• Supplied material:
◆ ◆ ◆ ◆ ◆
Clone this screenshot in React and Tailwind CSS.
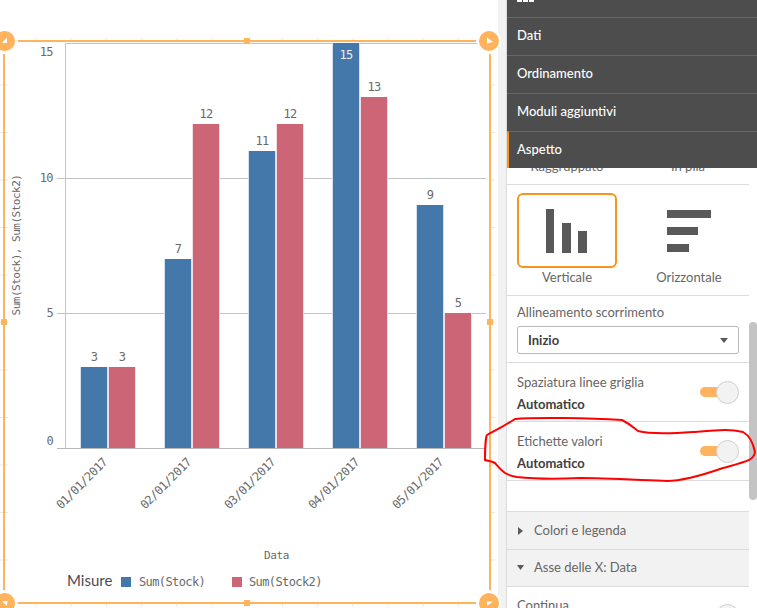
const MONO = "font-['DejaVu_Sans_Mono',monospace]";
const CHART_TEXT = `${MONO} text-[12px] tracking-[-0.6px] fill-[#6a6a6a]`;

const BARS = [
  { date: '01/01/2017', x: 81, stock: 3, stock2: 3 },
  { date: '02/01/2017', x: 165, stock: 7, stock2: 12 },
  { date: '03/01/2017', x: 249, stock: 11, stock2: 12 },
  { date: '04/01/2017', x: 333, stock: 15, stock2: 13 },
  { date: '05/01/2017', x: 417, stock: 9, stock2: 5 },
];

const BASE_Y = 448;
const UNIT = 27;

function Bar({ x, value, fill, edge }) {
  const h = value * UNIT;
  const top = BASE_Y - h;
  const inside = value === 15;
  return (
    <g>
      <rect x={x - 1} y={top} width={28} height={h} fill={edge} />
      <rect x={x} y={top} width={26} height={h} fill={fill} />
      <text
        x={x + 13}
        y={inside ? top + 16 : top - 6}
        textAnchor="middle"
        className={inside ? `${MONO} text-[12px] tracking-[-0.6px] fill-[#eeeeee]` : CHART_TEXT}
      >
        {value}
      </text>
    </g>
  );
}

function Chart() {
  const hTicks = Array.from({ length: 13 }, (_, i) => 36 + i * 35.2);
  const vTicks = Array.from({ length: 11 }, (_, i) => 85 + i * 47.5);
  return (
    <svg width="498" height="608" className="block overflow-visible relative z-10">
      {/* faint drag grid around the frame */}
      {hTicks.map(x => (
        <g key={x}>
          <line x1={x} x2={x} y1={38} y2={40} stroke="#f3e6d6" />
          <line x1={x} x2={x} y1={604} y2={607} stroke="#f3e6d6" />
        </g>
      ))}
      {vTicks.map(y => (
        <g key={y}>
          <line x1={0} x2={3} y1={y} y2={y} stroke="#f3e6d6" />
          <line x1={5} x2={8} y1={y} y2={y} stroke="#f3e6d6" />
          <line x1={491} x2={495} y1={y} y2={y} stroke="#f3e6d6" />
        </g>
      ))}

      {/* axes and grid */}
      <line x1={65.5} x2={65.5} y1={43} y2={448} stroke="#c4c4c4" />
      <line x1={65} x2={486} y1={43.5} y2={43.5} stroke="#c4c4c4" />
      <line x1={57} x2={486} y1={178.5} y2={178.5} stroke="#c4c4c4" />
      <line x1={57} x2={486} y1={313.5} y2={313.5} stroke="#c4c4c4" />
      <line x1={57} x2={486} y1={448.5} y2={448.5} stroke="#b8b8b8" />

      {[['15', 56], ['10', 182], ['5', 317], ['0', 445]].map(([label, y]) => (
        <text key={label} x={53} y={y} textAnchor="end" className={CHART_TEXT}>
          {label}
        </text>
      ))}

      {BARS.map(b => (
        <g key={b.date}>
          <Bar x={b.x} value={b.stock} fill="#4477aa" edge="#d5e1ec" />
          <Bar x={b.x + 28} value={b.stock2} fill="#cc6677" edge="#f3dde1" />
          <text
            x={b.x + 27}
            y={463}
            textAnchor="end"
            transform={`rotate(-45 ${b.x + 27} 463)`}
            className={CHART_TEXT}
          >
            {b.date}
          </text>
        </g>
      ))}

      <text
        x={20}
        y={245}
        textAnchor="middle"
        transform="rotate(-90 20 245)"
        className={`${MONO} text-[11px] tracking-[-0.5px] fill-[#6a6a6a]`}
      >
        Sum(Stock), Sum(Stock2)
      </text>
      <text x={276.5} y={559} textAnchor="middle" className={`${MONO} text-[11px] tracking-[-0.4px] fill-[#6a6a6a]`}>
        Data
      </text>

      {/* legend */}
      <text x={67} y={586} className="font-['Lato',sans-serif] text-[15px] fill-[#4a4a55]">Misure</text>
      <rect x={121} y={577} width={10} height={10} fill="#4477aa" />
      <text x={139} y={586} className={CHART_TEXT}>Sum(Stock)</text>
      <rect x={232} y={577} width={10} height={10} fill="#cc6677" />
      <text x={249} y={586} className={CHART_TEXT}>Sum(Stock2)</text>

      {/* selection frame */}
      <rect x={18} y={40} width={458} height={2} fill="#ffb35c" />
      <rect x={18} y={602} width={458} height={2} fill="#ffb35c" />
      <rect x={3} y={54} width={2} height={536} fill="#ffb35c" />
      <rect x={489} y={54} width={2} height={536} fill="#ffb35c" />
      <rect x={244} y={38} width={6} height={6} fill="#ffb35c" />
      <rect x={244} y={600} width={6} height={6} fill="#ffb35c" />
      <rect x={1} y={319} width={6} height={6} fill="#ffb35c" />
      <rect x={487} y={319} width={6} height={6} fill="#ffb35c" />
      {[
        [5, 41, '2,43 7,37.5 7,43'],
        [489, 41, '487,37.5 493,42 487,43.5'],
        [5, 603, '2,601 7.5,601 7,606'],
        [489, 603, '487,601.5 493,601.5 487,606'],
      ].map(([cx, cy, pts]) => (
        <g key={pts}>
          <circle cx={cx} cy={cy} r={12} fill="#fff" />
          <circle cx={cx} cy={cy} r={10} fill="#ffb35c" />
          <polygon points={pts} fill="#fff" />
        </g>
      ))}
    </svg>
  );
}

function NavRow({ label, active }) {
  return (
    <div className={`h-[38px] pb-[2px] flex items-center border-t border-[#666666] text-[13px] font-medium text-white ${active ? 'border-l-[2px] border-l-[#f7941d] pl-[8px]' : 'pl-[10px]'}`}>
      {label}
    </div>
  );
}

function ToggleRow({ label }) {
  return (
    <div className="h-[59px] shrink-0 border-b border-[#dcdcdc] pl-[10px] pr-[10px] flex items-center justify-between">
      <div className="flex flex-col gap-[5px] pt-[2px]">
        <span className="text-[13px] leading-[17px] text-[#666666]">{label}</span>
        <span className="text-[13px] leading-[17px] font-bold text-[#404040]">Automatico</span>
      </div>
      <div className="flex items-center">
        <div className="w-[26px] h-[10px] rounded-full bg-[#ffb35c]" />
        <div className="w-[23px] h-[23px] -ml-[10px] rounded-full border border-[#cfcfcf] bg-[#f2f2f2]" />
      </div>
    </div>
  );
}

function SectionHeader({ label, open, className }) {
  return (
    <div className={`flex items-center gap-[10px] pl-[10px] bg-[#f2f2f2] border-b border-[#dcdcdc] text-[13px] text-[#666666] ${className}`}>
      <svg width="7" height="8" viewBox="0 0 7 8" className="shrink-0">
        {open
          ? <polygon points="0,1 7,1 3.5,6" fill="#595959" />
          : <polygon points="1,0 6,4 1,8" fill="#595959" />}
      </svg>
      <span>{label}</span>
    </div>
  );
}

function Panel() {
  return (
    <div className="w-[250px] h-[608px] flex flex-col">
      <div className="h-[168px] shrink-0 bg-[#4d4d4d] overflow-hidden">
        <div className="h-[17px] pl-[10px] flex gap-[1px]">
          <div className="w-[5px] h-[2px] bg-white" />
          <div className="w-[5px] h-[2px] bg-white" />
          <div className="w-[5px] h-[2px] bg-white" />
        </div>
        <NavRow label="Dati" />
        <NavRow label="Ordinamento" />
        <NavRow label="Moduli aggiuntivi" />
        <NavRow label="Aspetto" active />
      </div>

      <div className="flex flex-1 min-h-0">
        <div className="w-[242px] flex flex-col overflow-hidden bg-white">
          <div className="h-[17px] shrink-0 overflow-hidden border-b border-[#dcdcdc] flex text-[13px] text-[#666666]">
            <div className="w-[120px] text-center -mt-[10px] leading-[16px]">Raggruppato</div>
            <div className="w-[122px] text-center -mt-[10px] leading-[16px]">In pila</div>
          </div>

          <div className="h-[111px] shrink-0 border-b border-[#dcdcdc] pl-[10px] pt-[8px] flex gap-[22px] text-[13px] text-[#666666]">
            <div className="w-[100px] flex flex-col items-center">
              <div className="w-[100px] h-[75px] rounded-[6px] border-2 border-[#f7941d] flex items-center justify-center">
                <svg width="42" height="44" viewBox="0 0 42 44">
                  <rect x="0" y="0" width="8" height="44" fill="#595959" />
                  <rect x="16" y="14" width="9" height="30" fill="#595959" />
                  <rect x="32" y="22" width="9" height="22" fill="#595959" />
                </svg>
              </div>
              <span className="mt-[1px] leading-[17px]">Verticale</span>
            </div>
            <div className="w-[100px] flex flex-col items-center">
              <div className="w-[100px] h-[75px] flex items-center justify-center">
                <svg width="44" height="42" viewBox="0 0 44 42">
                  <rect x="0" y="0" width="44" height="8" fill="#595959" />
                  <rect x="0" y="17" width="31" height="8" fill="#595959" />
                  <rect x="0" y="34" width="22" height="8" fill="#595959" />
                </svg>
              </div>
              <span className="mt-[1px] leading-[17px]">Orizzontale</span>
            </div>
          </div>

          <div className="h-[67px] shrink-0 border-b border-[#dcdcdc] pl-[10px] pr-[10px] pt-[8px]">
            <div className="text-[13px] leading-[17px] text-[#666666]">Allineamento scorrimento</div>
            <div className="mt-[5px] h-[28px] pt-[1px] rounded-[3px] border border-[#b8b8b8] flex items-center justify-between pl-[10px] pr-[10px]">
              <span className="text-[13px] font-bold text-[#404040]">Inizio</span>
              <svg width="8" height="5" viewBox="0 0 8 5">
                <polygon points="0,0 8,0 4,5" fill="#595959" />
              </svg>
            </div>
          </div>

          <ToggleRow label="Spaziatura linee griglia" />
          <ToggleRow label="Etichette valori" />

          <div className="h-[30px] shrink-0" />
          <SectionHeader label="Colori e legenda" className="h-[39px] shrink-0 border-t" />
          <SectionHeader label="Asse delle X: Data" open className="h-[37px] shrink-0" />

          <div className="pl-[10px] pr-[10px] pt-[10px] flex justify-between shrink-0">
            <span className="text-[13px] leading-[17px] text-[#666666]">Continua</span>
            <div className="w-[23px] h-[23px] mt-[7px] rounded-full border border-[#cfcfcf] bg-[#f2f2f2]" />
          </div>
        </div>

        <div className="w-[8px] bg-white">
          <div className="mt-[154px] h-[178px] rounded-full bg-[#c4c4c4]" />
        </div>
      </div>
    </div>
  );
}

export default function App() {
  return (
    <div className="relative w-[757px] h-[608px] overflow-hidden flex bg-white font-['Lato',sans-serif]">
      <div className="w-[498px] h-[608px] bg-white shrink-0">
        <Chart />
      </div>
      <div className="w-[9px] h-[608px] shrink-0 bg-[#f2f2f2] border-r border-[#dcdcdc]" />
      <Panel />

      {/* hand drawn red marker around the value labels option */}
      <svg width="757" height="608" className="absolute inset-0 z-20 pointer-events-none">
        <path
          d="M485 460 C485 448 486 436 487 435 C494 431 501 428 515 419 C535 417 590 418 622 420 C630 424 635 429 638 431 C650 434 665 434 693 432 C720 430 730 429 743 432 C752 437 754 447 755 452 C754 460 748 461 723 468 C700 476 680 481 667 481 C640 480 600 478 580 478 C560 479 535 479 517 477 C505 475 503 472 495 463 C491 461 488 461 485 460 Z"
          fill="none"
          stroke="#ff0000"
          strokeWidth="2"
        />
      </svg>
    </div>
  );
}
◆ ◆ ◆ ◆ ◆
Copy nothing but the lines from the top of the data down to the line containing "const UNIT = 27;", and leave the pictures out.

• Answer to this problem:
Clone this screenshot in React and Tailwind CSS.
const MONO = "font-['DejaVu_Sans_Mono',monospace]";
const CHART_TEXT = `${MONO} text-[12px] tracking-[-0.6px] fill-[#6a6a6a]`;

const BARS = [
  { date: '01/01/2017', x: 81, stock: 3, stock2: 3 },
  { date: '02/01/2017', x: 165, stock: 7, stock2: 12 },
  { date: '03/01/2017', x: 249, stock: 11, stock2: 12 },
  { date: '04/01/2017', x: 333, stock: 15, stock2: 13 },
  { date: '05/01/2017', x: 417, stock: 9, stock2: 5 },
];

const BASE_Y = 448;
const UNIT = 27;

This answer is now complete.